Harpmeister/vocalist Butterfield made his biggest mark on rock music fronting his band that featured Mike Bloomfield and produced 1966’s influential East/West album. This nicely packaged pair of twofers mop up his later history as played out in the 70s on the Bearsville label, a haven for talents as disparate as Todd Rundgren and Jesse Winchester.
Unlike those artists, Butterfield wasn’t a songwriter, so the results obtained depended on finding musicians, writers and producers sympathetic to his style and talents. This he achieved with the band Better Days. The likes of Geoff Muldaur, Ronnie Barron and Amos Garrett proved admirable musical foils who could contribute to songs, vocals and instruments as required to create a laidback, Band-influenced sound appropriate to their Woodstock location.

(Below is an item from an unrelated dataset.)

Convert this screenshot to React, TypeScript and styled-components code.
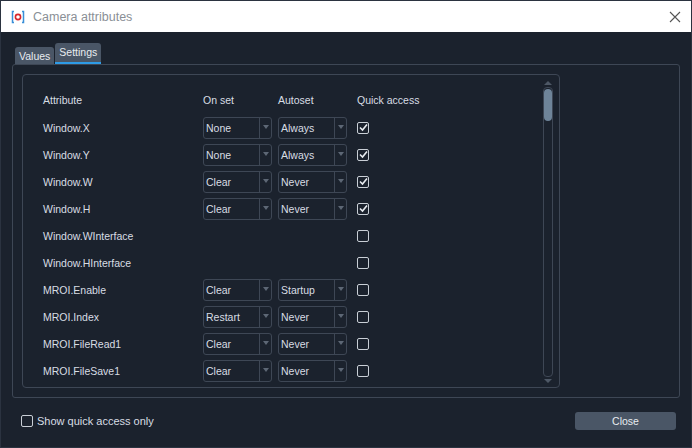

Sadly the same cant be said of Put It In Your Ear and North South, solo efforts from 1975 and 1981 that are lamentable offerings. Ear’s sleeve is as poor as its contents, while North South, supervised by legendary soul producer Willie Dixon, casts Butterfield as an Al Green wannabe with dated synthesiser backing. To his credit, sleevenotes-writer Alan Robinson doesn’t attempt to pretend otherwise. Butterfield died 25 years ago; only one of these twofers stands up as any kind of legacy.